TASK: Track down each line that has the word "image" and copy it.

ITEMS:
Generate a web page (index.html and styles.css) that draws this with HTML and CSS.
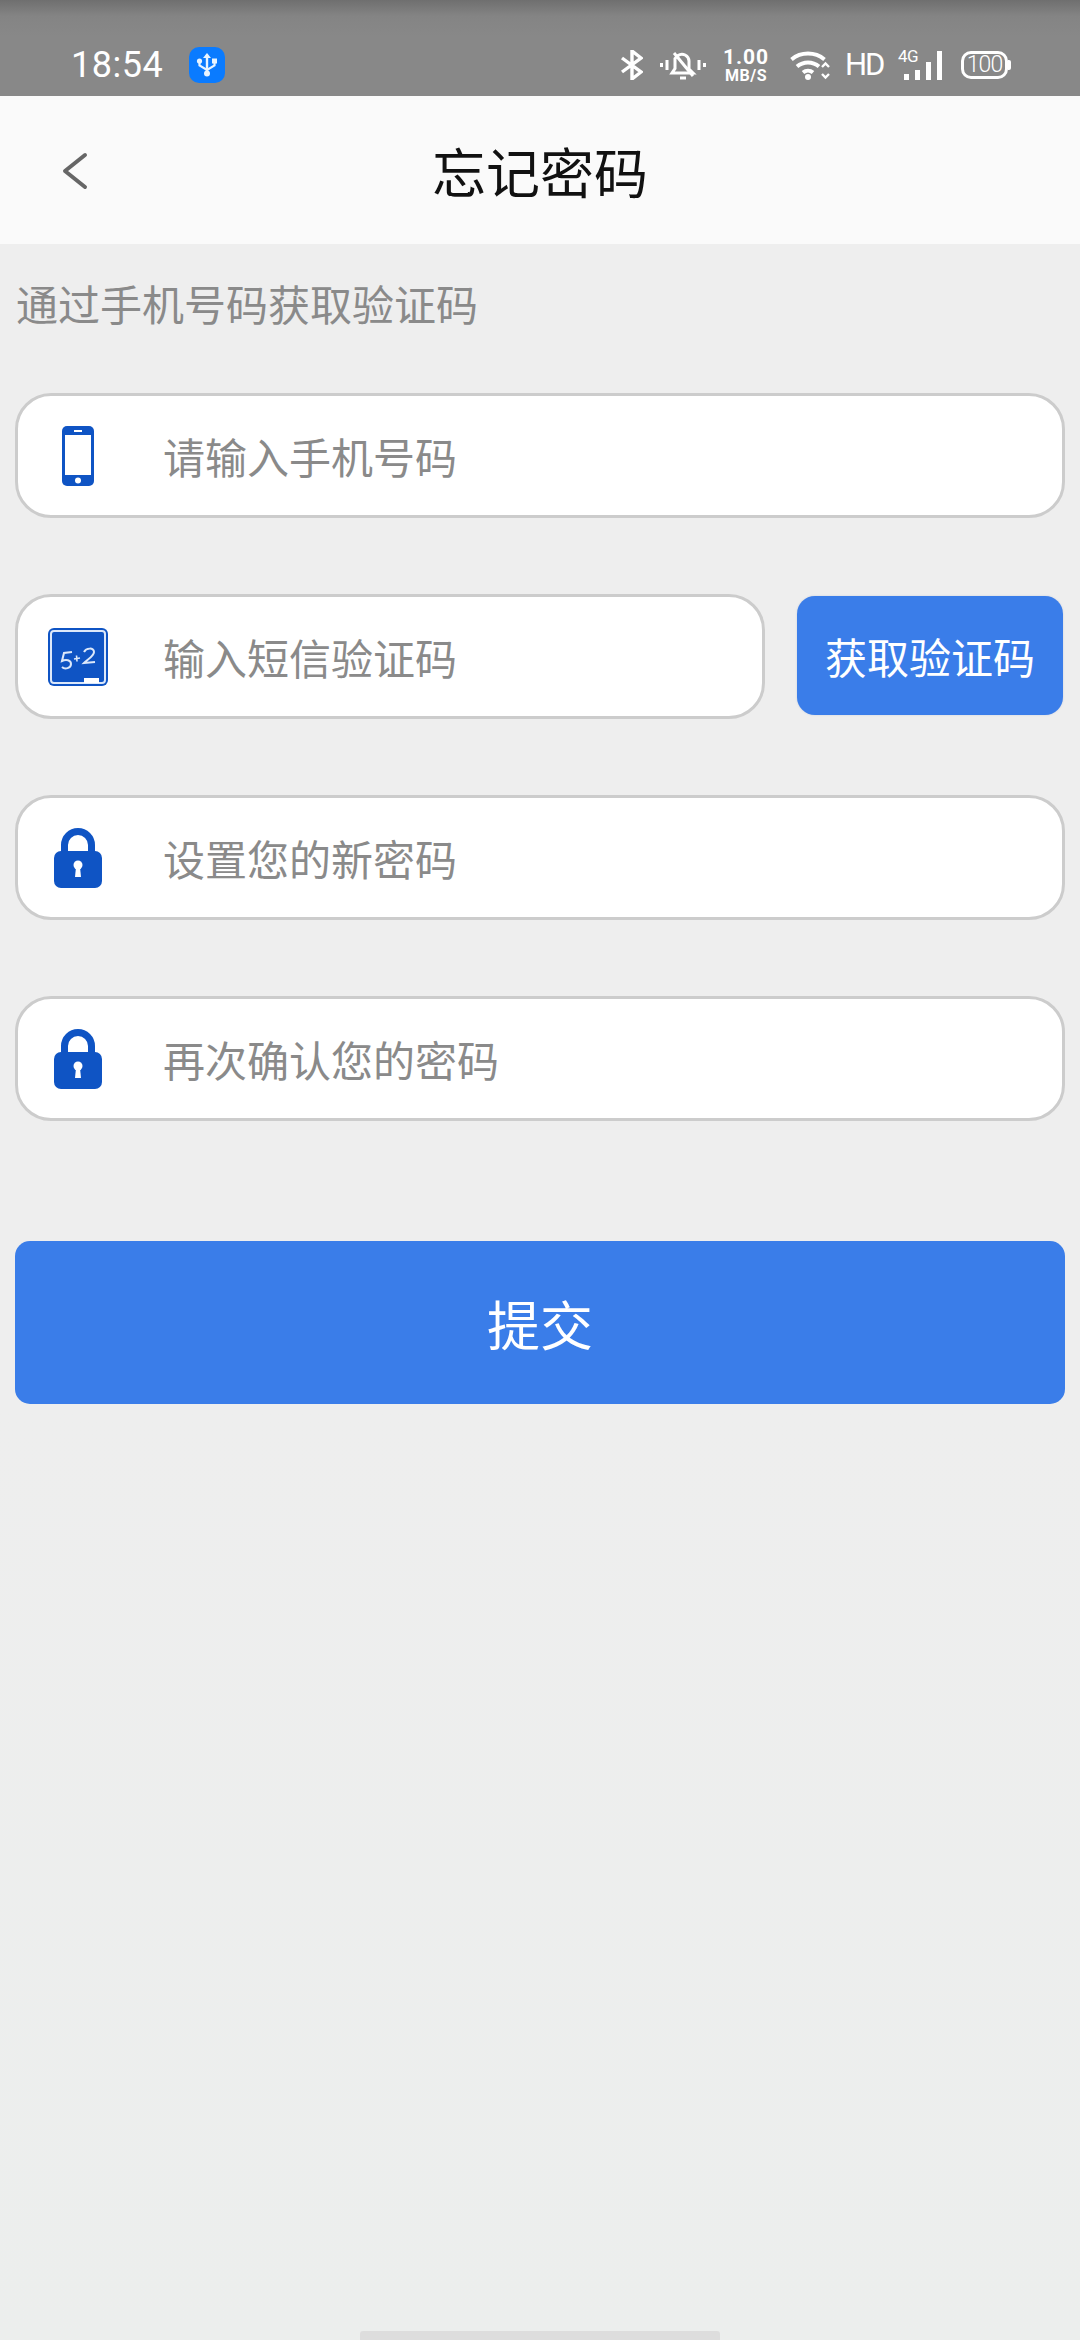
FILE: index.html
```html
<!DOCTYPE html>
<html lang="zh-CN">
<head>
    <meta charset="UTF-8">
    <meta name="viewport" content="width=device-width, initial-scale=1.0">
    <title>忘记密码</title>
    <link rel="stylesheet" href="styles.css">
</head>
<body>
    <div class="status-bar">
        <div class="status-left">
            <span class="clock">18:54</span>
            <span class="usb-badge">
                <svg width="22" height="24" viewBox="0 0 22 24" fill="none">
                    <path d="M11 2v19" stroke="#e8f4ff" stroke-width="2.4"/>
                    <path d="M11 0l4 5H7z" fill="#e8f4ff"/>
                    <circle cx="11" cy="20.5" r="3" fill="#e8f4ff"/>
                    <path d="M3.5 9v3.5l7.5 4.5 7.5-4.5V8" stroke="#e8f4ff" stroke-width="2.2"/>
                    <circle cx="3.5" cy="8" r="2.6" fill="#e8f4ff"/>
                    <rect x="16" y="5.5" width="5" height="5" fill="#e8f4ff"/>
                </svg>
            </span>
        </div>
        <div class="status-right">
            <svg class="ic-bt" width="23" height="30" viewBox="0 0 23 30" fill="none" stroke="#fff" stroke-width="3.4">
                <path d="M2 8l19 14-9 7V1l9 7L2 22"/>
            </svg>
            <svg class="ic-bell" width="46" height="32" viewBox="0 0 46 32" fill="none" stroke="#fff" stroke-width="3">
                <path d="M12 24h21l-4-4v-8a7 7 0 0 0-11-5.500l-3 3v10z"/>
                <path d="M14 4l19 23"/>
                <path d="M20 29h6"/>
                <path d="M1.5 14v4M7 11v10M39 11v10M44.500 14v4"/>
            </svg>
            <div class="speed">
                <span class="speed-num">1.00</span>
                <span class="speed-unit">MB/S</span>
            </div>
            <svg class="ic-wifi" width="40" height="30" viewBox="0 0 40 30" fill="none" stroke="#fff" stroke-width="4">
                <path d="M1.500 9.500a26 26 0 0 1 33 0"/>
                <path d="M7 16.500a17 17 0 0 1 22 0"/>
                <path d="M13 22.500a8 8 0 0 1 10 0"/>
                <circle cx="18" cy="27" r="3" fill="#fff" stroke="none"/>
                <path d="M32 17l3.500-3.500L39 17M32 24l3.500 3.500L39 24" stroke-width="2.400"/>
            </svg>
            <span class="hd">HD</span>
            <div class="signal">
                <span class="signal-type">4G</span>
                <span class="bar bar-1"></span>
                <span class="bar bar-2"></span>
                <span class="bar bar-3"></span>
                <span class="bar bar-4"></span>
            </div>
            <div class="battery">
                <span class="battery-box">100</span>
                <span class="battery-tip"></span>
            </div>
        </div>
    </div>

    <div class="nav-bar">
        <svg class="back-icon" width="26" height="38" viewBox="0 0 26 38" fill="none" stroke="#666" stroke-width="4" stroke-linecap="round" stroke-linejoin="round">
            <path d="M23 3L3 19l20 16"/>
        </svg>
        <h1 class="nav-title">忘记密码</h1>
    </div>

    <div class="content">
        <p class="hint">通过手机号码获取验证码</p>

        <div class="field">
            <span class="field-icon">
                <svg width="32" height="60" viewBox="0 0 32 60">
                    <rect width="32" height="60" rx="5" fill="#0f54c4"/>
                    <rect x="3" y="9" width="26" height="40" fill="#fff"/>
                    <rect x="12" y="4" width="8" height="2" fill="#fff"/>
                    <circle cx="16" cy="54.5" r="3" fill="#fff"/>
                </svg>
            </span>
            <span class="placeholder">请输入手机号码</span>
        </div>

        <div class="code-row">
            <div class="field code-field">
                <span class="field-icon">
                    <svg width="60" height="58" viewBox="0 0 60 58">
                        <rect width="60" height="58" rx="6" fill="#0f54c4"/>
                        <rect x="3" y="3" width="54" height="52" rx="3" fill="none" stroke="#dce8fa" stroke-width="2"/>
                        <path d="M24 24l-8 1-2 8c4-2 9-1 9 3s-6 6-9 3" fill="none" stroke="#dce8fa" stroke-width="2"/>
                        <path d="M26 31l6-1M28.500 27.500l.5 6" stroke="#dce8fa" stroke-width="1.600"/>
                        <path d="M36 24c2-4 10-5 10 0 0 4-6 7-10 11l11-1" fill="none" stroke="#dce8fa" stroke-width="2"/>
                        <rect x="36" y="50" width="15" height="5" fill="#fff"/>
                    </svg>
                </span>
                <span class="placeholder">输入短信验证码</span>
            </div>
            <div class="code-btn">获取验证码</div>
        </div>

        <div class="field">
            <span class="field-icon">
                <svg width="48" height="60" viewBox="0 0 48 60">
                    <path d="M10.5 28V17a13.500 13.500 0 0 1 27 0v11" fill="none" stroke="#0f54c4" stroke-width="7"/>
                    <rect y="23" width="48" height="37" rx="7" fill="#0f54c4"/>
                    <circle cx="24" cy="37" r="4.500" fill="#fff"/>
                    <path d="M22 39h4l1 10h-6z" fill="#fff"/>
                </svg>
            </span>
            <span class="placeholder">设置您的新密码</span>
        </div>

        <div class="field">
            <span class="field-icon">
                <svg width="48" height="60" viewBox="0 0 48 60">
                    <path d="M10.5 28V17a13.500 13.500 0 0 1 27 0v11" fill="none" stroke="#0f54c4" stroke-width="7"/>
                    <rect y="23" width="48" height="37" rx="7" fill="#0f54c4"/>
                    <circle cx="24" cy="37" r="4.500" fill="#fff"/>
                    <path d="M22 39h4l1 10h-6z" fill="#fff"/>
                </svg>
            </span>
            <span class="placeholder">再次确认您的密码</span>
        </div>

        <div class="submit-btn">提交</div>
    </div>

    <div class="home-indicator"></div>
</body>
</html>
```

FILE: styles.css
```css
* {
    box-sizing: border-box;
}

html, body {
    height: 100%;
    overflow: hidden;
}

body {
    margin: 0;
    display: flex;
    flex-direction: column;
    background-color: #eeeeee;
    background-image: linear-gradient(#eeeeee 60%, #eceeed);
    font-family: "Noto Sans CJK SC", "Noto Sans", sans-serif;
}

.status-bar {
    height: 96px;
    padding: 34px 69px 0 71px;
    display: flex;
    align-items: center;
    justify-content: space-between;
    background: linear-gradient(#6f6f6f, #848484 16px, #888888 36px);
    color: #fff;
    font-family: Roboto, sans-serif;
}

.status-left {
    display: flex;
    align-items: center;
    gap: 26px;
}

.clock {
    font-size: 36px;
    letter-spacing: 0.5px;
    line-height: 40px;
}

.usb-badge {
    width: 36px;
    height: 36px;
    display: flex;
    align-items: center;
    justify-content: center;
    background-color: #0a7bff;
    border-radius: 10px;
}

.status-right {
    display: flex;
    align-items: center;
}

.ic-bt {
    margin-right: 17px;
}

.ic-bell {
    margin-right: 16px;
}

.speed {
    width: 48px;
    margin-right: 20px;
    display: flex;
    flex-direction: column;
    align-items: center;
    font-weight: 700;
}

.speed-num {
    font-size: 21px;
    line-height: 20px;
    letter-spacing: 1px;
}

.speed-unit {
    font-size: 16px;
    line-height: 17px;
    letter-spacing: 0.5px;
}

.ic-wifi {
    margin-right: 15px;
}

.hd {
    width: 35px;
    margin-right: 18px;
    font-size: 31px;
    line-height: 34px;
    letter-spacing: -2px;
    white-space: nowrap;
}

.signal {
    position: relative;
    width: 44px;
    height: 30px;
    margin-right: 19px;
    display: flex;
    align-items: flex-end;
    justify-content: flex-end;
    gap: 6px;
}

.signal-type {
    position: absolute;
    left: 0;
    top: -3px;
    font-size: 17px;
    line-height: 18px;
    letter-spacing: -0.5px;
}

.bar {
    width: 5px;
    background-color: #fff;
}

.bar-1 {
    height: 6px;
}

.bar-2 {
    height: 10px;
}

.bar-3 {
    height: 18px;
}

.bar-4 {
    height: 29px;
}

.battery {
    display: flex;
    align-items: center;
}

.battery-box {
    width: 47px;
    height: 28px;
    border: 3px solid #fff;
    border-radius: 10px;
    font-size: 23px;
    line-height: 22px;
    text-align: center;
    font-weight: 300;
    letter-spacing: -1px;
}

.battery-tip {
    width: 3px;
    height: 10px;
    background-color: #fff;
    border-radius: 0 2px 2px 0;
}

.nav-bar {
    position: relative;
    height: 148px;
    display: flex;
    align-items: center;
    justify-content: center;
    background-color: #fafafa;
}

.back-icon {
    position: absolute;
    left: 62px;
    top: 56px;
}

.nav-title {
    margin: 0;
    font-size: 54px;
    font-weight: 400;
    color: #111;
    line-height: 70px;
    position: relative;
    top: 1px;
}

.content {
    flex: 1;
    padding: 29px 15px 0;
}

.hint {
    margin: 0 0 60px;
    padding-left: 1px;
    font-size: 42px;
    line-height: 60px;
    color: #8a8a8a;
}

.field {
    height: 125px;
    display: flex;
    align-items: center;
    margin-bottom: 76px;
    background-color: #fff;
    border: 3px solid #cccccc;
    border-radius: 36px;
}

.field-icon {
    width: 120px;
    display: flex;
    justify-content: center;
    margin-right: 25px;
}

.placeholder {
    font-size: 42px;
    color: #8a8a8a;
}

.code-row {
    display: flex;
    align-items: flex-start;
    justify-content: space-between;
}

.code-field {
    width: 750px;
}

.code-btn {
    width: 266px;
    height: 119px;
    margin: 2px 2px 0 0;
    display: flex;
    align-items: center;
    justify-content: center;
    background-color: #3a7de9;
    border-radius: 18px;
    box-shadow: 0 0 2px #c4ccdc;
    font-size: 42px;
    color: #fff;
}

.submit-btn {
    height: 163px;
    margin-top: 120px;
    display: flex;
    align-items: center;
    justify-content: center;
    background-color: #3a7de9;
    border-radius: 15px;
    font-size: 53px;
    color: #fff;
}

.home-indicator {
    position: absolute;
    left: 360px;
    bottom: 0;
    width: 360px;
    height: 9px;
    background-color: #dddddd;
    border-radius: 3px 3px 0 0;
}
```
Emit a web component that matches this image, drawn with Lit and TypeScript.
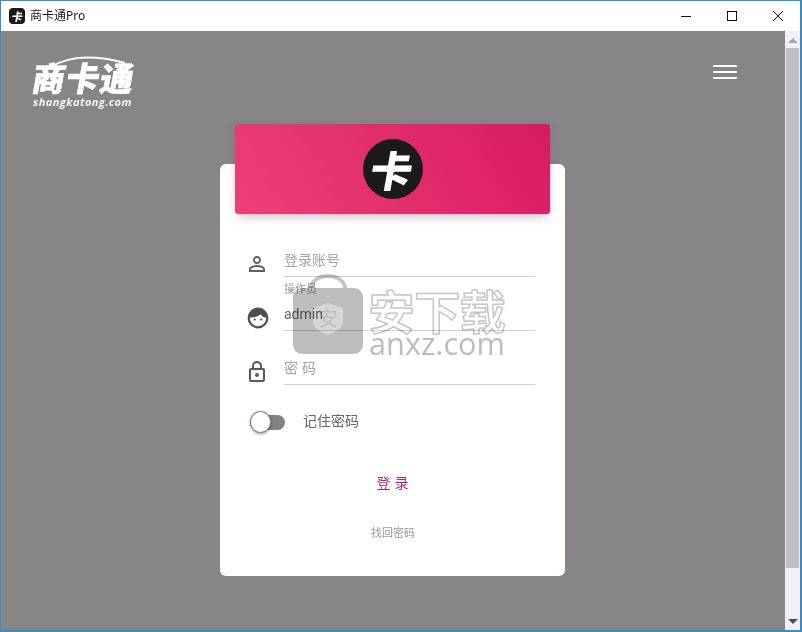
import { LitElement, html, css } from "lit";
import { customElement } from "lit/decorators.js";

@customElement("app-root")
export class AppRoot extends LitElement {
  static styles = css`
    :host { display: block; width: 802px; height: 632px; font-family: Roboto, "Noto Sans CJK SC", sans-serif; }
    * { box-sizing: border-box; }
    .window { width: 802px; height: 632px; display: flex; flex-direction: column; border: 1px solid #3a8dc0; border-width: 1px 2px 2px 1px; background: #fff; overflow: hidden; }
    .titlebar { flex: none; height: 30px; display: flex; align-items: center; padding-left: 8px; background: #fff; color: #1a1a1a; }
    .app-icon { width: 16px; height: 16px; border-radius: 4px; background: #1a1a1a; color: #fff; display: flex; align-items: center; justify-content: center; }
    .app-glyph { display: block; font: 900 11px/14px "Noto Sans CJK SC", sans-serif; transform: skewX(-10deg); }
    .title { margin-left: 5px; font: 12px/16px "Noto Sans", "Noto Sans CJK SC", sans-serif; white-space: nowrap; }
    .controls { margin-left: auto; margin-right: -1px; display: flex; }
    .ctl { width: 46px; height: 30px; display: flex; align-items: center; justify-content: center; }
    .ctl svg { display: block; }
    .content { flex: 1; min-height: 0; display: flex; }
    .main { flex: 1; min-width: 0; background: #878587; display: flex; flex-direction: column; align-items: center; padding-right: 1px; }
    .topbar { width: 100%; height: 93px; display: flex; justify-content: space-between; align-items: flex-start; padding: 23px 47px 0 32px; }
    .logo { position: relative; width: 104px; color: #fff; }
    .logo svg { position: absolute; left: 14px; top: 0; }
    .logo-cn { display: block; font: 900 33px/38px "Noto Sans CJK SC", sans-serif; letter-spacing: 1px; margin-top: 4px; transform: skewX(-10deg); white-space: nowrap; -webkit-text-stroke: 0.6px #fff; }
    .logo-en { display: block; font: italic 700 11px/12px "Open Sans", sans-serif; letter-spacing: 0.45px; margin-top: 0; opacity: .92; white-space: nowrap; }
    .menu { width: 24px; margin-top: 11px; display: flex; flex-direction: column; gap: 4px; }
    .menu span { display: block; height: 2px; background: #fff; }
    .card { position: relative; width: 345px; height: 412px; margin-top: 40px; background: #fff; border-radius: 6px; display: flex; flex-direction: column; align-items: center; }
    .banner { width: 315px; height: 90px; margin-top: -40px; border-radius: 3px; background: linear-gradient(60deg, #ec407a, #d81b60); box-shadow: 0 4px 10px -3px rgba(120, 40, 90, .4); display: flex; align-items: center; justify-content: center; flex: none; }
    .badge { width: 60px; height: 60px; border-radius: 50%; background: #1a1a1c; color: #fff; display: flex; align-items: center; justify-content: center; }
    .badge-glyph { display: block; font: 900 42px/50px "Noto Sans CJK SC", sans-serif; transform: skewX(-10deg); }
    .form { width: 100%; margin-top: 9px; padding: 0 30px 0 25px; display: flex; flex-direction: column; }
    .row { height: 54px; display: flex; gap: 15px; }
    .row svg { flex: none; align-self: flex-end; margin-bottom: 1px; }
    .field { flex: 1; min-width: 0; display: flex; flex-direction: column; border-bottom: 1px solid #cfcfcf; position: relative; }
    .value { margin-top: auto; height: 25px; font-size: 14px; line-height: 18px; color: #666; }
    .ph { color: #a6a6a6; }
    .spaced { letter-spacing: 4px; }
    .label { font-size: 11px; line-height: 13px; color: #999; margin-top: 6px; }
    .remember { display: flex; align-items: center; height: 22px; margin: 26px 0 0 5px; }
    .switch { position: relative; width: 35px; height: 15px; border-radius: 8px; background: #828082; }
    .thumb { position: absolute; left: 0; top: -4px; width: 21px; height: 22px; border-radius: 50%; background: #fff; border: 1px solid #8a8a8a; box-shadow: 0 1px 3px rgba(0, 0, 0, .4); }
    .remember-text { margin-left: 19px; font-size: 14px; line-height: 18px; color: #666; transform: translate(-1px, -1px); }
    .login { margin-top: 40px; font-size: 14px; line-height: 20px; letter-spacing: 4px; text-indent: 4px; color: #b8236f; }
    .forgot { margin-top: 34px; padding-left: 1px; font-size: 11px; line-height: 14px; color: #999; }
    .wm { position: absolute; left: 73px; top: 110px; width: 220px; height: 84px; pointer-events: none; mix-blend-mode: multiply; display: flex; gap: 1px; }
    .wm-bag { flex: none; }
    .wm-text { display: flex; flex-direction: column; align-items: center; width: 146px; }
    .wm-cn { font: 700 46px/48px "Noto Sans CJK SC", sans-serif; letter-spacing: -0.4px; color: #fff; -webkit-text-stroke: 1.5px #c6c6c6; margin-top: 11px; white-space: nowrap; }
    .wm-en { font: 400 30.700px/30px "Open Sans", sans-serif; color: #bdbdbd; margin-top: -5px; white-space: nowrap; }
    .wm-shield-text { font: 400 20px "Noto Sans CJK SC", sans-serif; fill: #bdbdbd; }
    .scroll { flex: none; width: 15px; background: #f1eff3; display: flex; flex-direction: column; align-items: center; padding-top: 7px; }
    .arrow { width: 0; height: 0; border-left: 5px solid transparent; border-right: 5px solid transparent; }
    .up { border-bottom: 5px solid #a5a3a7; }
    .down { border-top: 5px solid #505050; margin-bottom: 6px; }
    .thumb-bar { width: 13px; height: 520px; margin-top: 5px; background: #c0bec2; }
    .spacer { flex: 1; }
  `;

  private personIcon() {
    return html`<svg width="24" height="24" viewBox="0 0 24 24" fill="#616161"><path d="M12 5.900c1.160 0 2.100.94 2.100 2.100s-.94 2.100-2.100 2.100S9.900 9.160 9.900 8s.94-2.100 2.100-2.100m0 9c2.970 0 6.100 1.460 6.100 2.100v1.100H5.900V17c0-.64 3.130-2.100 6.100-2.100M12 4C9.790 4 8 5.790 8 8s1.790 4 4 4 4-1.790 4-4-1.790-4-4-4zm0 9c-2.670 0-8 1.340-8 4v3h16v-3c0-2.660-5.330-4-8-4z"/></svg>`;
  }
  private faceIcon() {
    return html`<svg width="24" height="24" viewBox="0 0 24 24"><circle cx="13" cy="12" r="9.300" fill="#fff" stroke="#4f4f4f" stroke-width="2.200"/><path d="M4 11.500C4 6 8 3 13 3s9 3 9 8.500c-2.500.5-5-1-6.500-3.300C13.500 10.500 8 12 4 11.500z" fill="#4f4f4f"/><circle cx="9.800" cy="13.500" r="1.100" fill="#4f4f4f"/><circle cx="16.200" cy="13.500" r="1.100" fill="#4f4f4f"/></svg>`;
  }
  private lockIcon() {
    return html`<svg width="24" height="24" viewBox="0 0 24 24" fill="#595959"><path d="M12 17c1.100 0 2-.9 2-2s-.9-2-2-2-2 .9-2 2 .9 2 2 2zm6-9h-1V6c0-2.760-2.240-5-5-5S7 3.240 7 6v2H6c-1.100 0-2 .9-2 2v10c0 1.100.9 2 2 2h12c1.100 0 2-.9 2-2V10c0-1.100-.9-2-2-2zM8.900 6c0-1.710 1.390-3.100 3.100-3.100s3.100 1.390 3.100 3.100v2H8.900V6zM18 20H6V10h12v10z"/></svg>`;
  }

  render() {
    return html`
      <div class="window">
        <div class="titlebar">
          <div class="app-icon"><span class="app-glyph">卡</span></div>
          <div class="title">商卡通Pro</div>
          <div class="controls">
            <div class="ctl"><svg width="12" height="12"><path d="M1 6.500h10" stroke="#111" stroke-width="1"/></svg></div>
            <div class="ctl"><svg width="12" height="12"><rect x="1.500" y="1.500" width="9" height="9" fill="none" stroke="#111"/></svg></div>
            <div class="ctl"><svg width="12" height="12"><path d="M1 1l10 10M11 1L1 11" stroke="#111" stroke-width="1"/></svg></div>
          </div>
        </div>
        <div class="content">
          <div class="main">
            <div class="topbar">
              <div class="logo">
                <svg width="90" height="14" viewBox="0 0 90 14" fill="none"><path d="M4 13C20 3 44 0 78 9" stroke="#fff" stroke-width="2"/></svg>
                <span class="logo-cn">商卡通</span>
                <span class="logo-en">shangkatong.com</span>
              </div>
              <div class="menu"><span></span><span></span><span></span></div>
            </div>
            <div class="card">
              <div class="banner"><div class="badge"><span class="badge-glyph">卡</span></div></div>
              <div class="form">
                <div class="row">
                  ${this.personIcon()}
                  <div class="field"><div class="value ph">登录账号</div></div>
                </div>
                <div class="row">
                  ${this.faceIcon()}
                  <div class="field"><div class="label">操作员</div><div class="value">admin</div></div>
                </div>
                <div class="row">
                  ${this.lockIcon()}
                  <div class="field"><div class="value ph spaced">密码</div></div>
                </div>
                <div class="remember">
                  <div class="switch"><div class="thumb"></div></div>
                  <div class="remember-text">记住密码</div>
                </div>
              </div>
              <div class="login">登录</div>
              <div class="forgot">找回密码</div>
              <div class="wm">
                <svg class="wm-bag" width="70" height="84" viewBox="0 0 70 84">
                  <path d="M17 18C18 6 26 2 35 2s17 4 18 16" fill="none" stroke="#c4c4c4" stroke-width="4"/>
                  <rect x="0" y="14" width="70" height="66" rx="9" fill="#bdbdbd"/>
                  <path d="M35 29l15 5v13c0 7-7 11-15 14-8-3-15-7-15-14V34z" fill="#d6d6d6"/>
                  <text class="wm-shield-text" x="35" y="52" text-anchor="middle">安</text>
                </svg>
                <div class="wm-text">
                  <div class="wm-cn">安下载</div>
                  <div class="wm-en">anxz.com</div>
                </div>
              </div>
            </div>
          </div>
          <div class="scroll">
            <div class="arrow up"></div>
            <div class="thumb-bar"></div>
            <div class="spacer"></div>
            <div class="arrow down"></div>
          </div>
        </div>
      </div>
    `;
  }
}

COMPLETED TASK:
    background-image: linear-gradient(#eeeeee 60%, #eceeed);
Emit a web component that matches this image, drawn with Lit and TypeScript.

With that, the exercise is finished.